Göçmenlerin girişi sınırlandırıldı. Pew gibi kurumların varsayımları Müslümanların 2050'ye nüfusun 10%'nu oluşturacağını gösteriyor. Büyük şehirlerde nüfusun üçte biri oluyor. Kafirlerin çabası Müslümanları asimile etmek. Bunda da pek başarısız değiller. Bize düşen Müslümanların eğitim seviyesini yükseltmek. Yoksa kafirlerin ovasında otlayan bir kaç koyun sürüsünden ibaret kalırız. Koyunların sayısı çok olsun, ne fayda... Ancak çiftçilere daha fazla et sunmuş oluruz.
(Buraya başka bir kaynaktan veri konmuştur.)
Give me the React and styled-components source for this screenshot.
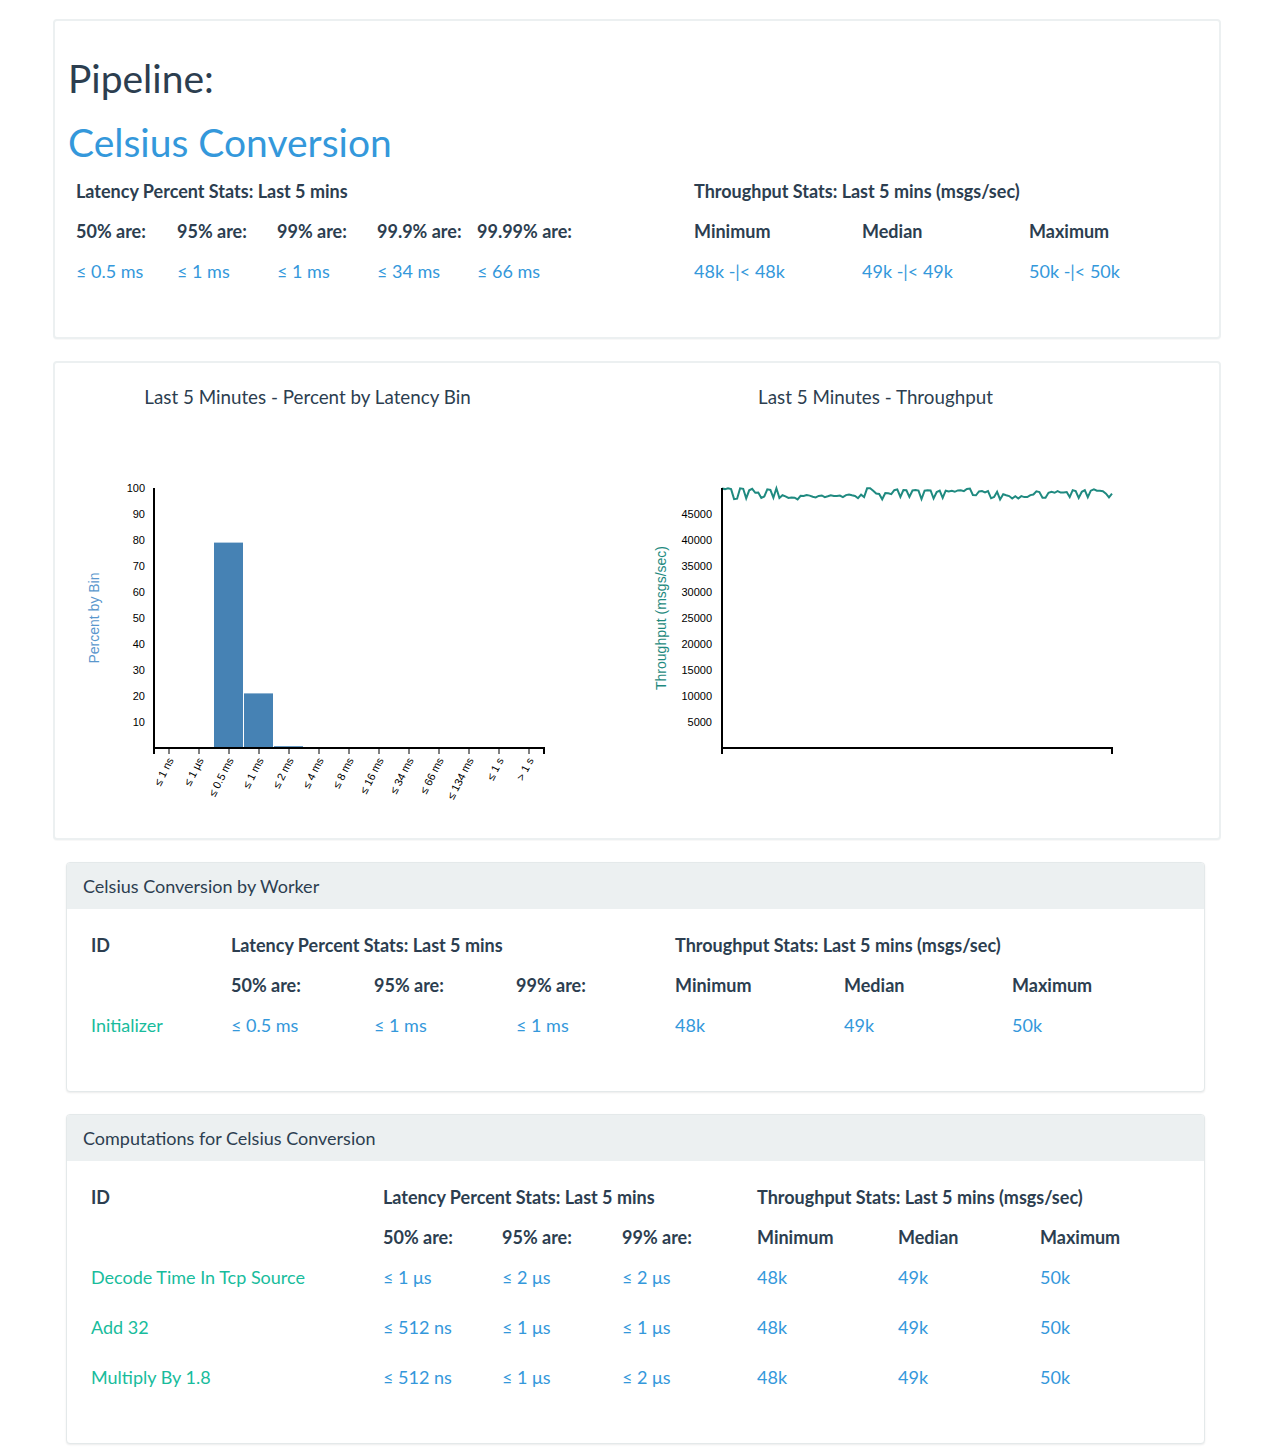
import React from "react";
import styled, { createGlobalStyle } from "styled-components";

const GlobalStyle = createGlobalStyle`
  body {
    margin: 0;
    background: #ffffff;
    font-family: Lato, "Open Sans", sans-serif;
    color: #2c3e50;
  }
  * { box-sizing: border-box; }
`;

const Page = styled.div`
  width: 1221px;
  padding: 19px 0 12px 53px;
  display: flex;
  flex-direction: column;
  gap: 22px;
`;

const Card = styled.section`
  border: 2px solid #ecf0f1;
  border-radius: 4px;
  background: #fff;
  box-shadow: 0 1px 1px rgba(0, 0, 0, 0.03);
`;

const SummaryCard = styled(Card)`
  padding: 35px 13px 46px;
`;

const PageTitle = styled.h1`
  margin: 0;
  font-size: 39px;
  line-height: 44px;
  font-weight: 400;
  color: #2c3e50;
`;

const PipelineName = styled(PageTitle)`
  margin-top: 20px;
  color: #3498db;
`;

const StatsTable = styled.div`
  margin: 7px 0 0 8px;
`;

const StatRow = styled.div`
  display: grid;
  grid-template-columns: ${(p) => p.cols};
  height: 40px;
  align-items: center;
  font-size: 18px;
`;

const DataRow = styled(StatRow)`
  & + & {
    margin-top: 10px;
  }
`;

const Cell = styled.div`
  grid-column: span ${(p) => p.span || 1};
  white-space: nowrap;
  font-weight: ${(p) => (p.head ? 700 : 400)};
  color: ${(p) =>
    p.tone === "value" ? "#3498db" : p.tone === "id" ? "#18bc9c" : "#2c3e50"};
`;

const ChartsCard = styled(Card)`
  display: flex;
  padding: 0 0 18px 15px;
`;

const ChartBlock = styled.div`
  width: 568px;
  display: flex;
  flex-direction: column;
`;

const ChartTitle = styled.div`
  width: 475px;
  margin-top: 22px;
  text-align: center;
  font-size: 18.8px;
  line-height: 24px;
`;

const Panel = styled.section`
  margin-left: 13px;
  width: 1139px;
  border: 1px solid #e4e9ea;
  border-radius: 4px;
  box-shadow: 0 1px 2px rgba(0, 0, 0, 0.08);
  background: #fff;
  overflow: hidden;
`;

const PanelHeading = styled.div`
  height: 46px;
  display: flex;
  align-items: center;
  padding: 0 0 1px 16px;
  background: #ecf0f1;
  font-size: 18px;
`;

const PanelBody = styled.div`
  padding: 16px 24px 46px;
`;

const AxisText = styled.text`
  font-family: "Liberation Sans", Arial, sans-serif;
  font-size: 11px;
  fill: #000;
`;

const AxisLabel = styled.text`
  font-family: "Liberation Sans", Arial, sans-serif;
  font-size: 14px;
  fill: ${(p) => p.color};
`;

const PLOT = { left: 84, top: 79, width: 390, height: 260 };
const BOTTOM = PLOT.top + PLOT.height;

const bins = [
  { label: "≤ 1 ns", value: 0 },
  { label: "≤ 1 µs", value: 0 },
  { label: "≤ 0.5 ms", value: 79 },
  { label: "≤ 1 ms", value: 21 },
  { label: "≤ 2 ms", value: 0.7 },
  { label: "≤ 4 ms", value: 0.35 },
  { label: "≤ 8 ms", value: 0.3 },
  { label: "≤ 16 ms", value: 0 },
  { label: "≤ 34 ms", value: 0.35 },
  { label: "≤ 66 ms", value: 0 },
  { label: "≤ 134 ms", value: 0 },
  { label: "≤ 1 s", value: 0 },
  { label: "> 1 s", value: 0 },
];

// msgs/sec samples for the last 5 minutes, jittering between ~47.7k and 50k
const throughput = (() => {
  let seed = 29;
  const rand = () => {
    seed = (seed * 9301 + 49297) % 233280;
    return seed / 233280;
  };
  const out = [];
  let level = 49600;
  for (let i = 0; i < 130; i++) {
    const r = rand();
    if (r < 0.22) {
      out.push(47800 + rand() * 500);
      continue;
    }
    if (r < 0.45) level = 48300 + rand() * 1650;
    out.push(Math.min(49950, level + (rand() - 0.5) * 350));
  }
  out[0] = 49900;
  out[out.length - 1] = 48900;
  return out;
})();

const XAxis = () => (
  <path
    d={`M${PLOT.left},${BOTTOM + 6}V${BOTTOM}H${PLOT.left + PLOT.width}V${BOTTOM + 6}`}
    fill="none"
    stroke="#000"
    strokeWidth="2"
  />
);

const YAxis = () => (
  <line
    x1={PLOT.left}
    y1={PLOT.top}
    x2={PLOT.left}
    y2={BOTTOM}
    stroke="#000"
    strokeWidth="2"
  />
);

const LatencyHistogram = () => {
  const band = PLOT.width / bins.length;
  const scale = PLOT.height / 100;
  return (
    <svg width="568" height="411">
      {bins.map((b, i) =>
        b.value > 0 ? (
          <rect
            key={b.label}
            x={PLOT.left + i * band}
            y={BOTTOM - b.value * scale}
            width={band - 1}
            height={b.value * scale}
            fill="#4682b4"
          />
        ) : null
      )}
      {[10, 20, 30, 40, 50, 60, 70, 80, 90, 100].map((t) => (
        <AxisText key={t} x={PLOT.left - 9} y={BOTTOM - t * scale} dy="0.32em" textAnchor="end">
          {t}
        </AxisText>
      ))}
      {bins.map((b, i) => {
        const cx = PLOT.left + band * (i + 0.5);
        return (
          <g key={b.label}>
            <line x1={cx} y1={BOTTOM} x2={cx} y2={BOTTOM + 6} stroke="#000" />
            <AxisText
              textAnchor="end"
              transform={`translate(${cx + 5},${BOTTOM + 12}) rotate(-63)`}
            >
              {b.label}
            </AxisText>
          </g>
        );
      })}
      <YAxis />
      <XAxis />
      <AxisLabel
        color="#5a97cd"
        textAnchor="middle"
        transform={`translate(29,${PLOT.top + PLOT.height / 2}) rotate(-90)`}
      >
        Percent by Bin
      </AxisLabel>
    </svg>
  );
};

const ThroughputChart = () => {
  const yFor = (v) => BOTTOM - (v / 50000) * PLOT.height;
  const step = PLOT.width / (throughput.length - 1);
  const d = throughput
    .map((v, i) => `${i ? "L" : "M"}${(PLOT.left + i * step).toFixed(1)},${yFor(v).toFixed(1)}`)
    .join("");
  const ticks = [5000, 10000, 15000, 20000, 25000, 30000, 35000, 40000, 45000];
  return (
    <svg width="568" height="411">
      {ticks.map((t) => (
        <AxisText key={t} x={PLOT.left - 10} y={yFor(t)} dy="0.32em" textAnchor="end">
          {t}
        </AxisText>
      ))}
      <path d={d} fill="none" stroke="#1f8a80" strokeWidth="2" />
      <YAxis />
      <XAxis />
      <AxisLabel
        color="#1f8a80"
        textAnchor="middle"
        transform={`translate(28,${PLOT.top + PLOT.height / 2}) rotate(-90)`}
      >
        Throughput (msgs/sec)
      </AxisLabel>
    </svg>
  );
};

const StatsHeader = ({ cols, withId, latencyCols }) => (
  <>
    <StatRow cols={cols}>
      {withId && <Cell head>ID</Cell>}
      <Cell head span={latencyCols.length}>
        Latency Percent Stats: Last 5 mins
      </Cell>
      <Cell head span={3}>
        Throughput Stats: Last 5 mins (msgs/sec)
      </Cell>
    </StatRow>
    <StatRow cols={cols}>
      {withId && <Cell />}
      {latencyCols.map((c) => (
        <Cell head key={c}>
          {c}
        </Cell>
      ))}
      <Cell head>Minimum</Cell>
      <Cell head>Median</Cell>
      <Cell head>Maximum</Cell>
    </StatRow>
  </>
);

const summaryCols = "101px 100px 100px 100px 217px 168px 167px 1fr";
const workerCols = "140px 143px 142px 159px 169px 168px 1fr";
const computationCols = "292px 119px 120px 135px 141px 142px 1fr";

const pctThree = ["50% are:", "95% are:", "99% are:"];

const computations = [
  { id: "Decode Time In Tcp Source", lat: ["≤ 1 μs", "≤ 2 μs", "≤ 2 μs"] },
  { id: "Add 32", lat: ["≤ 512 ns", "≤ 1 μs", "≤ 1 μs"] },
  { id: "Multiply By 1.8", lat: ["≤ 512 ns", "≤ 1 μs", "≤ 2 μs"] },
];

const StatsPanel = ({ title, cols, rows }) => (
  <Panel>
    <PanelHeading>{title}</PanelHeading>
    <PanelBody>
      <StatsHeader cols={cols} withId latencyCols={pctThree} />
      {rows.map((r) => (
        <DataRow cols={cols} key={r.id}>
          <Cell tone="id">{r.id}</Cell>
          {r.lat.map((v, i) => (
            <Cell tone="value" key={i}>
              {v}
            </Cell>
          ))}
          <Cell tone="value">48k</Cell>
          <Cell tone="value">49k</Cell>
          <Cell tone="value">50k</Cell>
        </DataRow>
      ))}
    </PanelBody>
  </Panel>
);

export default function App() {
  return (
    <>
      <GlobalStyle />
      <Page>
        <SummaryCard>
          <PageTitle>Pipeline:</PageTitle>
          <PipelineName>Celsius Conversion</PipelineName>
          <StatsTable>
            <StatsHeader
              cols={summaryCols}
              latencyCols={["50% are:", "95% are:", "99% are:", "99.9% are:", "99.99% are:"]}
            />
            <StatRow cols={summaryCols}>
              {["≤ 0.5 ms", "≤ 1 ms", "≤ 1 ms", "≤ 34 ms", "≤ 66 ms"].map((v, i) => (
                <Cell tone="value" key={i}>
                  {v}
                </Cell>
              ))}
              <Cell tone="value">48k -|&lt; 48k</Cell>
              <Cell tone="value">49k -|&lt; 49k</Cell>
              <Cell tone="value">50k -|&lt; 50k</Cell>
            </StatRow>
          </StatsTable>
        </SummaryCard>

        <ChartsCard>
          <ChartBlock>
            <ChartTitle>Last 5 Minutes - Percent by Latency Bin</ChartTitle>
            <LatencyHistogram />
          </ChartBlock>
          <ChartBlock>
            <ChartTitle>Last 5 Minutes - Throughput</ChartTitle>
            <ThroughputChart />
          </ChartBlock>
        </ChartsCard>

        <StatsPanel
          title="Celsius Conversion by Worker"
          cols={workerCols}
          rows={[{ id: "Initializer", lat: ["≤ 0.5 ms", "≤ 1 ms", "≤ 1 ms"] }]}
        />
        <StatsPanel
          title="Computations for Celsius Conversion"
          cols={computationCols}
          rows={computations}
        />
      </Page>
    </>
  );
}
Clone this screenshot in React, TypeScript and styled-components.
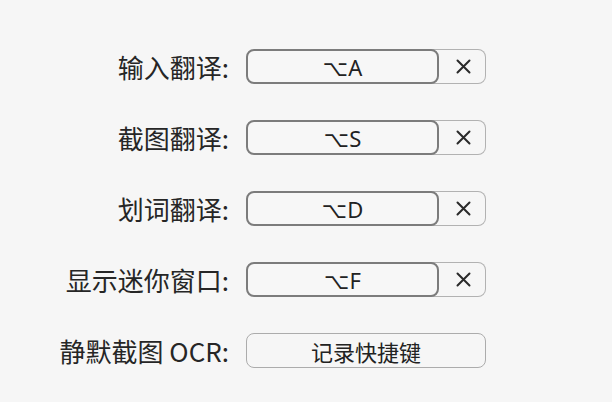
import React from 'react';
import styled, { createGlobalStyle } from 'styled-components';

const GlobalStyle = createGlobalStyle`
    html, body {
        margin: 0;
        padding: 0;
        background: #f6f6f6;
    }
`;

const Page = styled.div`
    width: 612px;
    height: 402px;
    box-sizing: border-box;
    padding-top: 49px;
    background: #f6f6f6;
    font-family: "Noto Sans CJK SC", sans-serif;
`;

const Grid = styled.div`
    display: grid;
    grid-template-columns: 229px 240px;
    column-gap: 17px;
    row-gap: 36px;
    align-items: center;
`;

const Label = styled.div`
    text-align: right;
    font-size: 26px;
    line-height: 35px;
    color: #262626;
    white-space: nowrap;
`;

const Field = styled.div`
    display: flex;
    height: 35px;
    width: 240px;
`;

const KeyBox = styled.div`
    position: relative;
    z-index: 1;
    width: 193px;
    box-sizing: border-box;
    border: 2px solid #7c7c7c;
    border-radius: 8px;
    background: #f7f7f7;
    display: flex;
    align-items: center;
    justify-content: center;
    font-family: "Noto Sans", "DejaVu Sans", sans-serif;
    font-size: 22px;
    color: #222;
`;

const ClearButton = styled.div`
    flex: 1;
    margin-left: -10px;
    padding-left: 13px;
    box-sizing: border-box;
    border: 1.5px solid #b2b2b2;
    border-left: none;
    border-radius: 0 8px 8px 0;
    display: flex;
    align-items: center;
    justify-content: center;
    color: #2a2a2a;
`;

const RecordBox = styled.div`
    height: 35px;
    width: 240px;
    box-sizing: border-box;
    border: 1.5px solid #acacac;
    border-radius: 8px;
    display: flex;
    align-items: center;
    justify-content: center;
    font-size: 22px;
    color: #222;
`;

const ClearIcon = () => (
    <svg width="15" height="15" viewBox="0 0 15 15">
        <path d="M1.5 1.5 L13.5 13.5 M13.5 1.5 L1.5 13.5" stroke="currentColor" strokeWidth="2" strokeLinecap="round" />
    </svg>
);

const shortcuts = [
    { label: '输入翻译:', key: '⌥A' },
    { label: '截图翻译:', key: '⌥S' },
    { label: '划词翻译:', key: '⌥D' },
    { label: '显示迷你窗口:', key: '⌥F' },
];

export default function App() {
    return (
        <Page>
            <GlobalStyle />
            <Grid>
                {shortcuts.map(item => (
                    <React.Fragment key={item.label}>
                        <Label>{item.label}</Label>
                        <Field>
                            <KeyBox>{item.key}</KeyBox>
                            <ClearButton><ClearIcon /></ClearButton>
                        </Field>
                    </React.Fragment>
                ))}
                <Label>静默截图 OCR:</Label>
                <RecordBox>记录快捷键</RecordBox>
            </Grid>
        </Page>
    );
}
Avrupalılar İslamcılardan hoşlanmıyorlar, ama korktuklarını da söylemek zor. İslamcı derken cihatçıları ve terörü de içine katıyorlar. Terör daha büyük bir sorun.
İtaati ve ulusal dayanışmayı reddeden hareketlere de karşılar tabi, İslamcılığın tanımını da böyle veriyorlar. Ama bu (kurumsal) siyaseti aşıyor bu şekilde. Kafirlere muhalefet eden, ümmet şuurunu ve imani velayeti öne çıkaran tüm hareketlere bu temelde karşı çıkarlar. Barışçıl Selefilere, Hizbut Tahrire, Tebliğcilere de bu sebepten düşmanlık beslerler.
Bu ulusal düzeyde böyle. Uluslararası düzeyde Arap Baharı'nın çöküşü ise yabancı kafirlerlerden kaynaklanmıyor. Bunu çoğu kez vurguluyorum. Burada önümüze çıkan asıl engeller içimizdeki müstebit zalimler, ahmaklar ve münafıklar. BAE, Suudi Arabistan, Mısır, İran gibi devletler. Ve tabii yerel kafirler: laikler, Kemalistler, milliyetçiler. Biz bunlara yenildik. Suriye gibi bölgelerde ilaveten dış yardım (Rusya) aldılar.